An eager Sturgis reader passes along the agenda for Tuesday's regular meeting of the Meade County Commission. My neighbor cocks an eyebrow at Commissioner Alan Aker's agenda item to put the bare minimum of information from county commission meetings on the public record:

Consider changing county commission minutes so that only motions and votes are published.

Proposal: County commission minutes would consist only of motions and votes.

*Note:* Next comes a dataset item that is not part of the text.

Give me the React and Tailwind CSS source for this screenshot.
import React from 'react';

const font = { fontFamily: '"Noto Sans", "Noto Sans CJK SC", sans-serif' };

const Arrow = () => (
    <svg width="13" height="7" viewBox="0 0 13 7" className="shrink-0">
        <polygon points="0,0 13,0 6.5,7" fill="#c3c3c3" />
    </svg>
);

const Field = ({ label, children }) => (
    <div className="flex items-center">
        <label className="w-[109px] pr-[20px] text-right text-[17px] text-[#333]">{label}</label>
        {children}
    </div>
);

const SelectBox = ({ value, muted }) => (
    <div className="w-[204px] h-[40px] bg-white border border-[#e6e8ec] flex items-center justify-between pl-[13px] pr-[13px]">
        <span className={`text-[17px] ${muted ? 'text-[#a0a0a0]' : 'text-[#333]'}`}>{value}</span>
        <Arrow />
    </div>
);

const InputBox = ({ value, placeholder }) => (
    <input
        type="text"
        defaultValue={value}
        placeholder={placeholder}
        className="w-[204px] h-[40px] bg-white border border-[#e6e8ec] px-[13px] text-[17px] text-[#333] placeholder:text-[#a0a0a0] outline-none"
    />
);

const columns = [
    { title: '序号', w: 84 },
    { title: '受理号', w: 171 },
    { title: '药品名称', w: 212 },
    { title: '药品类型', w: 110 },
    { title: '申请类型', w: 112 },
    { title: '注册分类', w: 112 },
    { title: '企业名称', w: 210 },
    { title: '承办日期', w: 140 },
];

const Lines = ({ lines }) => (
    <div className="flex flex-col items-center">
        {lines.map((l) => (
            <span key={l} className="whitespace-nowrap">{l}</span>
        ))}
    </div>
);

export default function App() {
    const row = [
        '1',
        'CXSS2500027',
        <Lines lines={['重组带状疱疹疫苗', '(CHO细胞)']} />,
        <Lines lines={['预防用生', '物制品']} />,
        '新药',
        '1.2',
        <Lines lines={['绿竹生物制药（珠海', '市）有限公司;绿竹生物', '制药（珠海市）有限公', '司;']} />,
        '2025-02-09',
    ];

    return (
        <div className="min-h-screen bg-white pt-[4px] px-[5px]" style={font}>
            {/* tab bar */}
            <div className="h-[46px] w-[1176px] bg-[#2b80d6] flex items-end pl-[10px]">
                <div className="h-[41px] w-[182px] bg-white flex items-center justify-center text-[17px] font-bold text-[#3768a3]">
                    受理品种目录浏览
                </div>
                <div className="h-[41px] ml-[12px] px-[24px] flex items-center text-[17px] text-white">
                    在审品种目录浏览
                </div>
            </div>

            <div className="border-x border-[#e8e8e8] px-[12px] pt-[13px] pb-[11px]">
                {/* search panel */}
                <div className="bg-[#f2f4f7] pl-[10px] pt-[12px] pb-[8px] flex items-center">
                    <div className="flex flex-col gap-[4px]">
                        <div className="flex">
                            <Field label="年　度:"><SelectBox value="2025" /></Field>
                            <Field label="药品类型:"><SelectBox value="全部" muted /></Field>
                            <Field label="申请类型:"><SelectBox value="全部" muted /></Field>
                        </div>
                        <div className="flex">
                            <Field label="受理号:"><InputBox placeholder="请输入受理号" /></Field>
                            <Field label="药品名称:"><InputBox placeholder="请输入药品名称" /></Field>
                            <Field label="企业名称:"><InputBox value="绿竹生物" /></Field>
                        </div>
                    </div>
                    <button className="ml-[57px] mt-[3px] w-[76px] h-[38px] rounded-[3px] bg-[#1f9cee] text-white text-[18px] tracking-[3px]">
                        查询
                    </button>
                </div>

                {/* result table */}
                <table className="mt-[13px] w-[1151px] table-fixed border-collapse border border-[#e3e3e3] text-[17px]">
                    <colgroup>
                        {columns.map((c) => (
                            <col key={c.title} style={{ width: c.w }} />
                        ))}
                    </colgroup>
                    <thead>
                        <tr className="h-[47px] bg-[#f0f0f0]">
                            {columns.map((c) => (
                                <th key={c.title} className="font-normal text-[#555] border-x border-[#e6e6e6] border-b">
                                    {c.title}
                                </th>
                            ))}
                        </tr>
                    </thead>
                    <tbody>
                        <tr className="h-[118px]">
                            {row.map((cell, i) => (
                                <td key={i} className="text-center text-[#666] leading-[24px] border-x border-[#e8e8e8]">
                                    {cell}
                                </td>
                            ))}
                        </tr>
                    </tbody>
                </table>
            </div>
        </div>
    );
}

  • Motions which are not seconded would be in the minutes.
  • Motions which are withdrawn would not be in the minutes.
  • When motions are modified with the consent of the maker and seconder, only the modified motion will be published.
  • Informational agenda items where no motion is made will not be published.
  • Comments from the audience will not be published.
  • Commissioners cannot request that editorial or informational statements be read into the minutes.
  • Comments from other county officials will not be published.
  • Veteran of the month will be published.
  • Deferrals by the chair or by motion will be published when the matter is a hearing, reading, or decision requiring notice to the public.

Commissioner Aker just can't do without the Veteran of the Month commendations, but he figures the public doesn't need any record of things actually said at commission meetings that shape the debate and decisions of their elected officials.

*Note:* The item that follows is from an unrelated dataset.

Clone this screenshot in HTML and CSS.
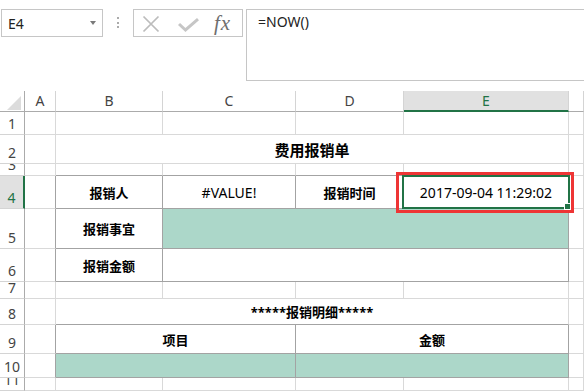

I glance at Meade County's February minutes and find that Commissioner Aker's proposal would deprive the public of the pleasure and wisdom gained from reading Commissioner Linda Rausch's declaration with respect to Exit 52 landscaping that "I love trees and I love the beauty and I hope this is going to be more beautiful. We are going to grow a lot of trees and it is not a lot of money, although $2500.00 is still a lot of money if it is in my pocket."

Perhaps Commissioner Aker is simply trying to live up to that tree-love by saving paper. But come on, Alan! Publishing doesn't cost that much. If anything, we should have more in the minutes, not less. If printing the minutes in the local paper is really draining the coffers, how about two versions of minutes: put the bare-bones minutes in the paper, but require detailed minutes online, where publication is almost free.